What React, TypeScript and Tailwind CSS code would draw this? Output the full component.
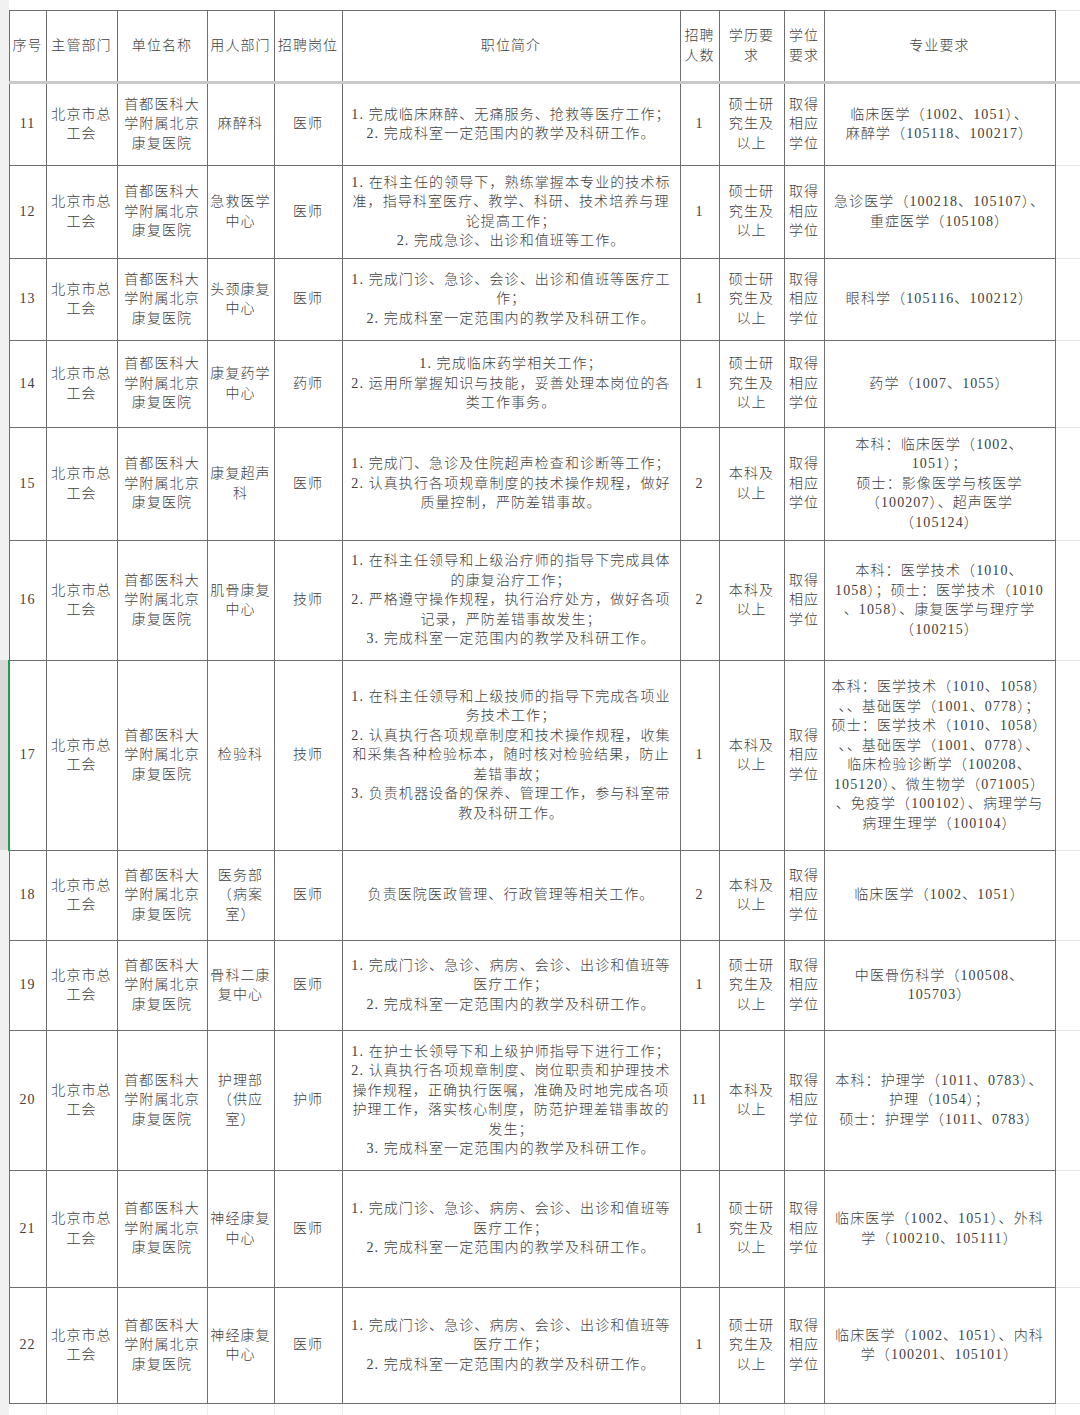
import React from 'react';

// 一行招聘岗位数据
interface JobRow {
  no: string;
  dept: string[];
  post: string;
  desc: string[];
  num: string;
  edu: string[];
  major: string[];
  h: number;
}

const MASTER = ['硕士研', '究生及', '以上'];
const BACHELOR = ['本科及', '以上'];

const rows: JobRow[] = [
  {
    no: '11',
    dept: ['麻醉科'],
    post: '医师',
    desc: ['1. 完成临床麻醉、无痛服务、抢救等医疗工作；', '2. 完成科室一定范围内的教学及科研工作。'],
    num: '1',
    edu: MASTER,
    major: ['临床医学（1002、1051）、', '麻醉学（105118、100217）'],
    h: 83,
  },
  {
    no: '12',
    dept: ['急救医学', '中心'],
    post: '医师',
    desc: [
      '1. 在科主任的领导下，熟练掌握本专业的技术标',
      '准，指导科室医疗、教学、科研、技术培养与理',
      '论提高工作；',
      '2. 完成急诊、出诊和值班等工作。',
    ],
    num: '1',
    edu: MASTER,
    major: ['急诊医学（100218、105107）、', '重症医学（105108）'],
    h: 93,
  },
  {
    no: '13',
    dept: ['头颈康复', '中心'],
    post: '医师',
    desc: ['1. 完成门诊、急诊、会诊、出诊和值班等医疗工', '作；', '2. 完成科室一定范围内的教学及科研工作。'],
    num: '1',
    edu: MASTER,
    major: ['眼科学（105116、100212）'],
    h: 82,
  },
  {
    no: '14',
    dept: ['康复药学', '中心'],
    post: '药师',
    desc: ['1. 完成临床药学相关工作；', '2. 运用所掌握知识与技能，妥善处理本岗位的各', '类工作事务。'],
    num: '1',
    edu: MASTER,
    major: ['药学（1007、1055）'],
    h: 87,
  },
  {
    no: '15',
    dept: ['康复超声', '科'],
    post: '医师',
    desc: [
      '1. 完成门、急诊及住院超声检查和诊断等工作；',
      '2. 认真执行各项规章制度的技术操作规程，做好',
      '质量控制，严防差错事故。',
    ],
    num: '2',
    edu: BACHELOR,
    major: ['本科：临床医学（1002、', '1051）；', '硕士：影像医学与核医学', '（100207）、超声医学', '（105124）'],
    h: 113,
  },
  {
    no: '16',
    dept: ['肌骨康复', '中心'],
    post: '技师',
    desc: [
      '1. 在科主任领导和上级治疗师的指导下完成具体',
      '的康复治疗工作；',
      '2. 严格遵守操作规程，执行治疗处方，做好各项',
      '记录，严防差错事故发生；',
      '3. 完成科室一定范围内的教学及科研工作。',
    ],
    num: '2',
    edu: BACHELOR,
    major: ['本科：医学技术（1010、', '1058）；硕士：医学技术（1010', '、1058）、康复医学与理疗学', '（100215）'],
    h: 120,
  },
  {
    no: '17',
    dept: ['检验科'],
    post: '技师',
    desc: [
      '1. 在科主任领导和上级技师的指导下完成各项业',
      '务技术工作；',
      '2. 认真执行各项规章制度和技术操作规程，收集',
      '和采集各种检验标本，随时核对检验结果，防止',
      '差错事故；',
      '3. 负责机器设备的保养、管理工作，参与科室带',
      '教及科研工作。',
    ],
    num: '1',
    edu: BACHELOR,
    major: [
      '本科：医学技术（1010、1058）',
      '、、基础医学（1001、0778）；',
      '硕士：医学技术（1010、1058）',
      '、、基础医学（1001、0778）、',
      '临床检验诊断学（100208、',
      '105120）、微生物学（071005）',
      '、免疫学（100102）、病理学与',
      '病理生理学（100104）',
    ],
    h: 190,
  },
  {
    no: '18',
    dept: ['医务部', '（病案', '室）'],
    post: '医师',
    desc: ['负责医院医政管理、行政管理等相关工作。'],
    num: '2',
    edu: BACHELOR,
    major: ['临床医学（1002、1051）'],
    h: 90,
  },
  {
    no: '19',
    dept: ['骨科二康', '复中心'],
    post: '医师',
    desc: ['1. 完成门诊、急诊、病房、会诊、出诊和值班等', '医疗工作；', '2. 完成科室一定范围内的教学及科研工作。'],
    num: '1',
    edu: MASTER,
    major: ['中医骨伤科学（100508、', '105703）'],
    h: 90,
  },
  {
    no: '20',
    dept: ['护理部', '（供应', '室）'],
    post: '护师',
    desc: [
      '1. 在护士长领导下和上级护师指导下进行工作；',
      '2. 认真执行各项规章制度、岗位职责和护理技术',
      '操作规程，正确执行医嘱，准确及时地完成各项',
      '护理工作，落实核心制度，防范护理差错事故的',
      '发生；',
      '3. 完成科室一定范围内的教学及科研工作。',
    ],
    num: '11',
    edu: BACHELOR,
    major: ['本科：护理学（1011、0783）、', '护理（1054）；', '硕士：护理学（1011、0783）'],
    h: 140,
  },
  {
    no: '21',
    dept: ['神经康复', '中心'],
    post: '医师',
    desc: ['1. 完成门诊、急诊、病房、会诊、出诊和值班等', '医疗工作；', '2. 完成科室一定范围内的教学及科研工作。'],
    num: '1',
    edu: MASTER,
    major: ['临床医学（1002、1051）、外科', '学（100210、105111）'],
    h: 117,
  },
  {
    no: '22',
    dept: ['神经康复', '中心'],
    post: '医师',
    desc: ['1. 完成门诊、急诊、病房、会诊、出诊和值班等', '医疗工作；', '2. 完成科室一定范围内的教学及科研工作。'],
    num: '1',
    edu: MASTER,
    major: ['临床医学（1002、1051）、内科', '学（100201、105101）'],
    h: 116,
  },
];

const cell = 'border border-[#6e6e6e] text-center align-middle px-0 py-0';
const hcell = 'border border-[#6e6e6e] border-b-[3px] border-b-[#c9c9c9] text-center align-middle';

function Lines({ items }: { items: string[] }) {
  return (
    <div className="flex flex-col items-center">
      {items.map((t, i) => (
        <div key={i} className="whitespace-nowrap">
          {t}
        </div>
      ))}
    </div>
  );
}

export default function App() {
  return (
    <div
      className="w-[1080px] h-[1415px] bg-white overflow-hidden text-[#404040] text-[14px] leading-[19.5px] tracking-[1.1px] font-light"
      style={{ fontFamily: '"Liberation Serif", "Noto Sans CJK SC", serif' }}
    >
      <table className="table-fixed border-collapse w-[1080px]">
        <colgroup>
          <col className="w-[9px]" />
          <col className="w-[37px]" />
          <col className="w-[71px]" />
          <col className="w-[90px]" />
          <col className="w-[67px]" />
          <col className="w-[68px]" />
          <col className="w-[338px]" />
          <col className="w-[39px]" />
          <col className="w-[65px]" />
          <col className="w-[40px]" />
          <col className="w-[231px]" />
          <col className="w-[25px]" />
        </colgroup>
        <tbody>
          {/* 顶部空白 */}
          <tr className="h-[10px]">
            <td className="bg-[#f1f1f1] p-0"></td>
            <td colSpan={11} className="p-0"></td>
          </tr>

          {/* 表头 */}
          <tr className="h-[72px]">
            <td className="bg-[#f1f1f1] p-0"></td>
            <td className={hcell}>序号</td>
            <td className={hcell}>主管部门</td>
            <td className={hcell}>单位名称</td>
            <td className={hcell}>用人部门</td>
            <td className={hcell}>招聘岗位</td>
            <td className={hcell}>职位简介</td>
            <td className={hcell}>
              <Lines items={['招聘', '人数']} />
            </td>
            <td className={hcell}>
              <Lines items={['学历要', '求']} />
            </td>
            <td className={hcell}>
              <Lines items={['学位', '要求']} />
            </td>
            <td className={hcell}>专业要求</td>
            <td className="border-t border-t-[#e6e6e6] border-b-[3px] border-b-[#d4d4d4] p-0"></td>
          </tr>

          {rows.map((r) => {
            const selected = r.no === '17';
            return (
              <tr key={r.no} style={{ height: r.h }}>
                <td className={selected ? 'bg-[#d9d9d9] p-0' : 'bg-[#f1f1f1] p-0'}></td>
                <td className={selected ? 'border border-[#6e6e6e] border-l-2 border-l-[#1f9d55] text-center align-middle p-0' : cell}>
                  {r.no}
                </td>
                <td className={cell}>
                  <Lines items={['北京市总', '工会']} />
                </td>
                <td className={cell}>
                  <Lines items={['首都医科大', '学附属北京', '康复医院']} />
                </td>
                <td className={cell}>
                  <Lines items={r.dept} />
                </td>
                <td className={cell}>{r.post}</td>
                <td className={cell}>
                  <Lines items={r.desc} />
                </td>
                <td className={cell}>{r.num}</td>
                <td className={cell}>
                  <Lines items={r.edu} />
                </td>
                <td className={cell}>
                  <Lines items={['取得', '相应', '学位']} />
                </td>
                <td className={cell}>
                  <Lines items={r.major} />
                </td>
                <td className="border-y border-y-[#e6e6e6] p-0"></td>
              </tr>
            );
          })}

          {/* 底部空白 */}
          <tr className="h-[12px]">
            <td className="bg-[#f1f1f1] p-0"></td>
            <td className="border-r border-r-[#ececec] p-0"></td>
            <td className="border-r border-r-[#ececec] p-0"></td>
            <td className="border-r border-r-[#ececec] p-0"></td>
            <td className="border-r border-r-[#ececec] p-0"></td>
            <td className="border-r border-r-[#ececec] p-0"></td>
            <td className="border-r border-r-[#ececec] p-0"></td>
            <td className="border-r border-r-[#ececec] p-0"></td>
            <td className="border-r border-r-[#ececec] p-0"></td>
            <td className="border-r border-r-[#ececec] p-0"></td>
            <td className="border-r border-r-[#ececec] p-0"></td>
            <td className="p-0"></td>
          </tr>
        </tbody>
      </table>
    </div>
  );
}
★ ★ ★ ★
Required task. Determine how many of the lines above hold the word "React", and output that number by itself.

Final result. 2